This leads to the tensor-to-scalar ratio,

$$\begin{aligned} r=\frac{{\mathcal {P}}_h}{{\mathcal {P}}_\zeta }=\frac{\kappa ^2 {\mathcal {P}}_h}{{\mathcal {P}}_{\delta T}}, \end{aligned}$$
(45)

where \(\kappa \) is a dimensionful quantity defined by \({\dot{T_{c}}}= \kappa H\) [23, 41]. Reinstating the suppressed mass scales we have,

$$\begin{aligned} r=\frac{{\mathcal {P}}_h}{{\mathcal {P}}_\zeta }=\kappa ^2\, \frac{m_{s}^{2}}{m_{pl}^{2}} \, \frac{{\mathcal {P}}_h}{{\mathcal {P}}_{\delta T}}, \end{aligned}$$
(46)

with \({m_{s}}\) being the string mass scale.
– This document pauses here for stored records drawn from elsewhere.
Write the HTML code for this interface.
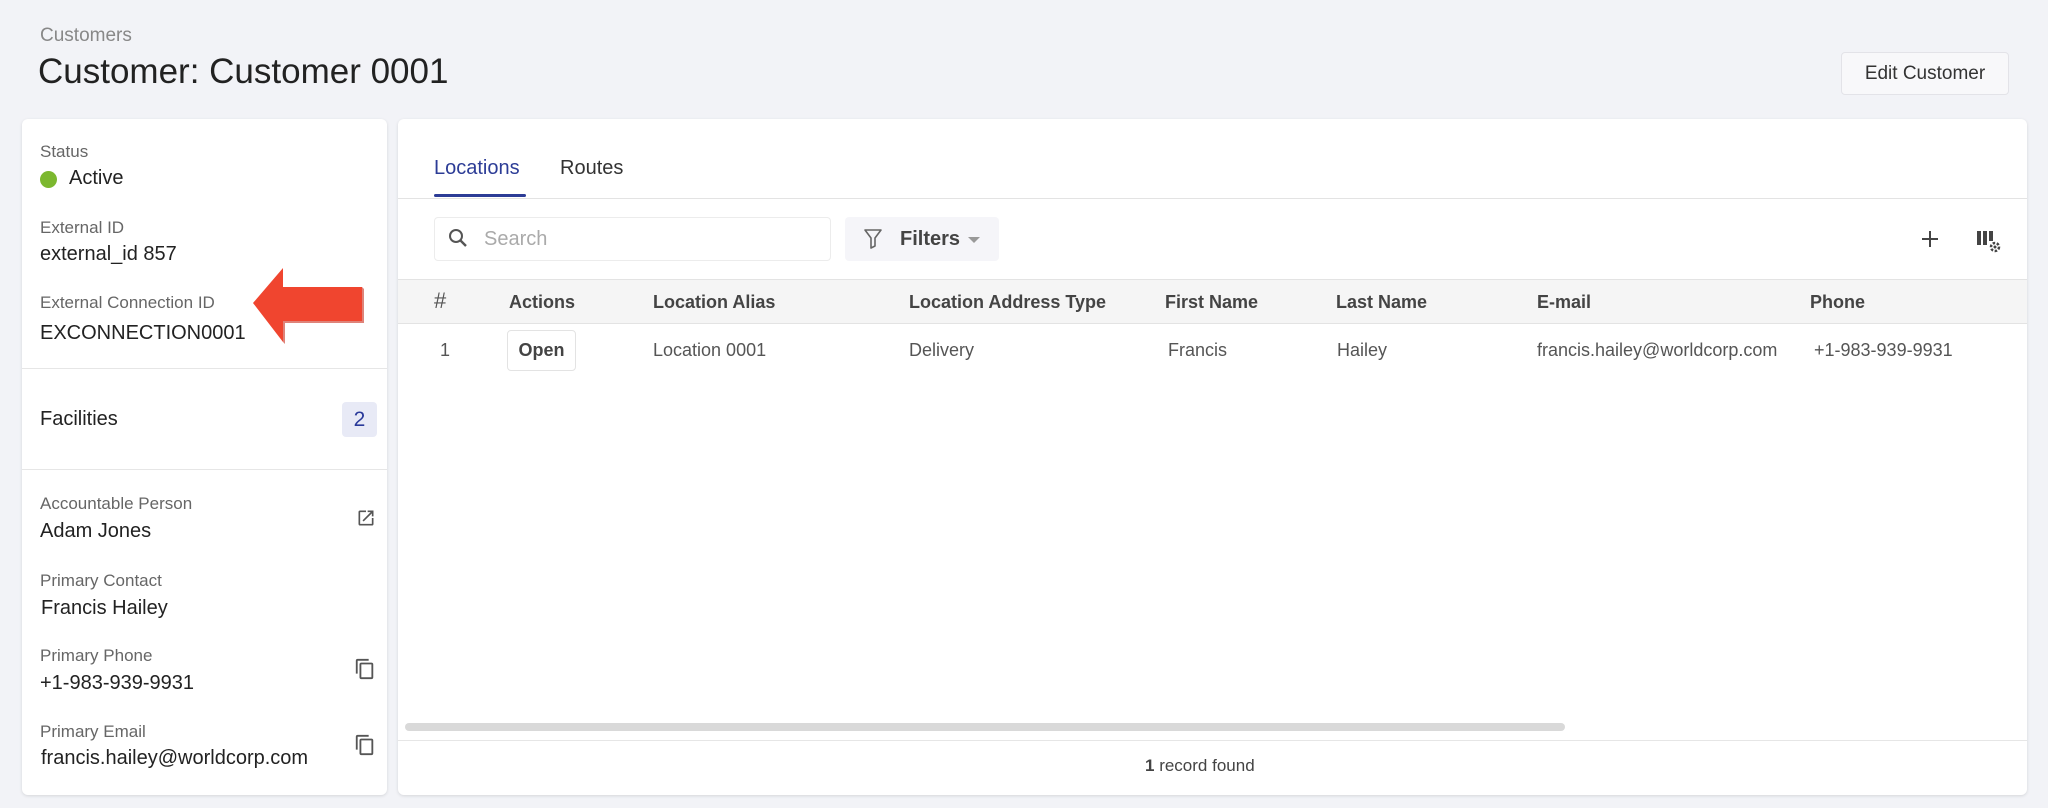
<!DOCTYPE html>
<html><head><meta charset="utf-8"><style>
*{box-sizing:border-box;margin:0;padding:0}
body{width:2048px;height:808px;background:#f2f3f7;font-family:"Liberation Sans",Arial,sans-serif;color:#222;position:relative;overflow:hidden}
.a{position:absolute;white-space:nowrap}
.card{position:absolute;background:#fff;border-radius:6px;box-shadow:0 1px 3px rgba(0,0,0,.12)}
.lbl{font-size:17px;color:#666}
.val{font-size:20px;color:#222}
.th{font-size:18px;color:#444;font-weight:bold;top:292px}
.td{font-size:18px;color:#555;top:340px}
</style></head><body>
<div class="a" style="left:40px;top:25px;font-size:19px;color:#888">Customers</div>
<div class="a" style="left:38px;top:52px;font-size:35px;color:#222">Customer: Customer 0001</div>
<div class="a" style="left:1841px;top:52px;width:168px;height:43px;background:#f8f8fa;border:1px solid #e3e3e8;border-radius:4px;font-size:19px;line-height:41px;text-align:center;color:#333">Edit Customer</div>

<div class="card" style="left:22px;top:119px;width:365px;height:676px"></div>
<div class="a lbl" style="left:40px;top:142px">Status</div>
<div class="a" style="left:40px;top:171px;width:17px;height:17px;border-radius:50%;background:#7cb82f"></div>
<div class="a val" style="left:69px;top:167px">Active</div>
<div class="a lbl" style="left:40px;top:218px">External ID</div>
<div class="a val" style="left:40px;top:243px">external_id 857</div>
<div class="a lbl" style="left:40px;top:293px">External Connection ID</div>
<div class="a val" style="left:40px;top:322px">EXCONNECTION0001</div>
<div class="a" style="left:22px;top:368px;width:365px;height:1px;background:#e6e6e6"></div>
<div class="a val" style="left:40px;top:408px">Facilities</div>
<div class="a" style="left:342px;top:402px;width:35px;height:35px;background:#e8eaf6;border-radius:4px;color:#2a3a9a;font-size:21px;line-height:35px;text-align:center">2</div>
<div class="a" style="left:22px;top:469px;width:365px;height:1px;background:#e6e6e6"></div>
<div class="a lbl" style="left:40px;top:494px">Accountable Person</div>
<div class="a val" style="left:40px;top:520px">Adam Jones</div>
<svg class="a" style="left:356px;top:508px" width="20" height="20" viewBox="0 0 24 24"><path d="M19 19H5V5h7V3H5a2 2 0 0 0-2 2v14a2 2 0 0 0 2 2h14a2 2 0 0 0 2-2v-7h-2v7zM14 3v2h3.6l-9.8 9.8 1.4 1.4L19 6.4V10h2V3h-7z" fill="#555"/></svg>
<div class="a lbl" style="left:40px;top:571px">Primary Contact</div>
<div class="a val" style="left:41px;top:597px">Francis Hailey</div>
<div class="a lbl" style="left:40px;top:646px">Primary Phone</div>
<div class="a val" style="left:40px;top:672px">+1-983-939-9931</div>
<svg class="a" style="left:354px;top:658px" width="22" height="22" viewBox="0 0 24 24"><path d="M16 1H4a2 2 0 0 0-2 2v14h2V3h12V1zm3 4H8a2 2 0 0 0-2 2v14a2 2 0 0 0 2 2h11a2 2 0 0 0 2-2V7a2 2 0 0 0-2-2zm0 16H8V7h11v14z" fill="#555"/></svg>
<div class="a lbl" style="left:40px;top:722px">Primary Email</div>
<div class="a val" style="left:41px;top:747px">francis.hailey@worldcorp.com</div>
<svg class="a" style="left:354px;top:734px" width="22" height="22" viewBox="0 0 24 24"><path d="M16 1H4a2 2 0 0 0-2 2v14h2V3h12V1zm3 4H8a2 2 0 0 0-2 2v14a2 2 0 0 0 2 2h11a2 2 0 0 0 2-2V7a2 2 0 0 0-2-2zm0 16H8V7h11v14z" fill="#555"/></svg>

<svg class="a" style="left:250px;top:266px" width="115" height="80" viewBox="0 0 115 80"><polygon points="3,37 33,2 33,21 112,21 112,55 33,55 33,76" fill="#f0452f"/><polygon points="112,21 114,23 114,57 35,57 35,78 33,76 33,55 112,55" fill="#c9301f" opacity=".6"/></svg>

<div class="card" style="left:398px;top:119px;width:1629px;height:676px"></div>
<div class="a" style="left:434px;top:157px;font-size:20px;color:#2c3c96">Locations</div>
<div class="a" style="left:434px;top:194px;width:92px;height:3px;background:#2c3c96;border-radius:2px"></div>
<div class="a" style="left:560px;top:157px;font-size:20px;color:#333">Routes</div>
<div class="a" style="left:398px;top:198px;width:1629px;height:1px;background:#e3e3e3"></div>
<div class="a" style="left:434px;top:217px;width:397px;height:44px;border:1px solid #ececec;border-radius:4px"></div>
<svg class="a" style="left:446px;top:226px" width="24" height="24" viewBox="0 0 24 24"><circle cx="10" cy="10" r="6" fill="none" stroke="#555" stroke-width="2"/><path d="M14.5 14.5l5.5 5.5" stroke="#555" stroke-width="2.4"/></svg>
<div class="a" style="left:484px;top:228px;font-size:20px;color:#aaa">Search</div>
<div class="a" style="left:845px;top:217px;width:154px;height:44px;background:#f5f5f9;border-radius:4px"></div>
<svg class="a" style="left:863px;top:228px" width="20" height="22" viewBox="0 0 20 22"><path d="M2 2h16l-6 8v8l-4 2V10z" fill="none" stroke="#666" stroke-width="1.6" stroke-linejoin="round"/></svg>
<div class="a" style="left:900px;top:228px;font-size:20px;color:#444;font-weight:bold">Filters</div>
<div class="a" style="left:968px;top:237px;border-left:6px solid transparent;border-right:6px solid transparent;border-top:6px solid #999"></div>
<svg class="a" style="left:1920px;top:229px" width="20" height="20" viewBox="0 0 20 20"><path d="M10 2v16M2 10h16" stroke="#444" stroke-width="2"/></svg>
<svg class="a" style="left:1976px;top:229px" width="26" height="26" viewBox="0 0 26 26"><rect x="1" y="2" width="4" height="14" fill="#444"/><rect x="7" y="2" width="4" height="14" fill="#444"/><rect x="13" y="2" width="4" height="10" fill="#444"/><circle cx="19" cy="18" r="4" fill="none" stroke="#444" stroke-width="2.5" stroke-dasharray="2.5 1.6"/><circle cx="19" cy="18" r="1.5" fill="#444"/></svg>

<div class="a" style="left:398px;top:279px;width:1629px;height:45px;background:#f5f5f5;border-top:1px solid #e3e3e3;border-bottom:1px solid #e3e3e3"></div>
<div class="a th" style="left:434px;font-weight:normal;font-size:22px;top:288px;color:#555">#</div>
<div class="a th" style="left:509px">Actions</div>
<div class="a th" style="left:653px">Location Alias</div>
<div class="a th" style="left:909px">Location Address Type</div>
<div class="a th" style="left:1165px">First Name</div>
<div class="a th" style="left:1336px">Last Name</div>
<div class="a th" style="left:1537px">E-mail</div>
<div class="a th" style="left:1810px">Phone</div>
<div class="a td" style="left:440px">1</div>
<div class="a" style="left:507px;top:330px;width:69px;height:41px;border:1px solid #e3e3e3;border-radius:4px;font-size:18px;font-weight:bold;color:#444;text-align:center;line-height:39px">Open</div>
<div class="a td" style="left:653px">Location 0001</div>
<div class="a td" style="left:909px">Delivery</div>
<div class="a td" style="left:1168px">Francis</div>
<div class="a td" style="left:1337px">Hailey</div>
<div class="a td" style="left:1537px">francis.hailey@worldcorp.com</div>
<div class="a td" style="left:1814px">+1-983-939-9931</div>
<div class="a" style="left:405px;top:723px;width:1160px;height:8px;background:#d9d9d9;border-radius:4px"></div>
<div class="a" style="left:398px;top:740px;width:1629px;height:1px;background:#e6e6e6"></div>
<div class="a" style="left:1145px;top:756px;font-size:17px;color:#444"><b>1</b> record found</div>
</body></html>
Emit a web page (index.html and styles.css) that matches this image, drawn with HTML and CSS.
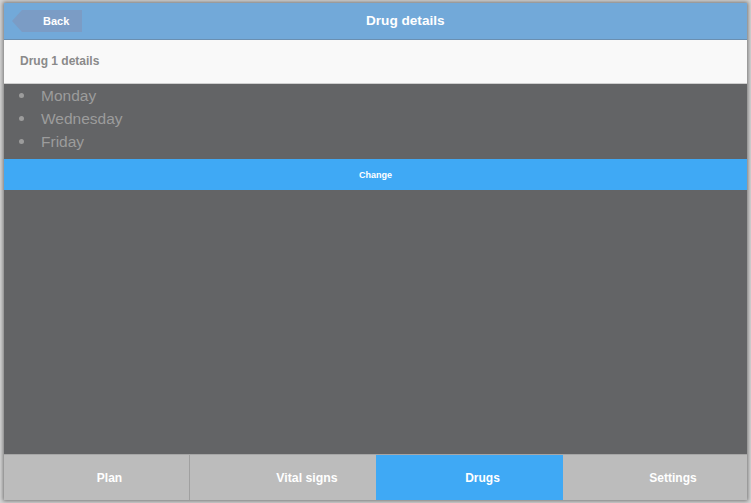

The continuously matched power spectrum: The power spectrum resulting from the continuous matching condition can be read off in Table 1,

$$\begin{aligned} {\mathcal {P}}_{h(con)}=\frac{k^3}{2\pi ^2}\frac{1}{a^2m_{pl}^2k^7}\frac{9H_{ec}^6a_{ec}^6}{32}; \end{aligned}$$
(47)

whose tensor-to-scalar ratio is thus,

$$\begin{aligned} r_{con}= \frac{9}{16} \kappa ^2 \frac{m_{s}^{2}}{m_{pl}^{2}} \Big (\frac{H_{ec} a_{ec}}{k}\Big )^6. \end{aligned}$$
(48)

The symmetrically matched power spectrum: In the symmetrically matched gravitational waves, the power spectrum of tensor modes after horizon re-entry is, given in Table 1,

$$\begin{aligned} {\mathcal {P}}_{h(sym)}=\frac{k^3}{2\pi ^2 }\frac{1}{2a^2\, k}. \end{aligned}$$
(49)

And the ratio of “tensor to scalar” in the symmetrical case becomes,

$$\begin{aligned} r_{sym}=\kappa ^2 \frac{m_{s}^{2}}{m_{pl}^{2}}. \end{aligned}$$
(50)

Let us note here the quantity \(\frac{H_{ec} a_{ec}}{k}\) of Eq. (48) is quite big, so is the ratio of “tensor to scalar” (and the amplitude in Fig. 4a) in the continuous case, as compared to analogous quantities in the symmetric case. As \(\kappa \) is obtained from numerical solutions of the CSTB model and it is determined by the linear relation between the vacuum expectation value of the tachyon field, \(<T_{c}>\), and Hubble parameter during the phase of tachyon matter dominated contraction, \(<T_{c}> = \kappa H \). The numerical value of \(\kappa \) is pretty stable, \(1< \kappa <10 \), over a wide range of parameter values [23]. It is then unlikely to fiddle with the parametric values of the CSTB model to suppress the high tensor to scalar ratio. Observations of tensor modes, or the lack of it, favours the small tensor to scalar ratio and hence the symmetric gluing condition in a bounce universe. Once the tensor to scalar ratio is measured we can use it to put an upper bound on the ratio of string mass to the Planck mass. This small tensor to scalar ratio is still the Occam’s razor for alternatives to the inflationary paradigm.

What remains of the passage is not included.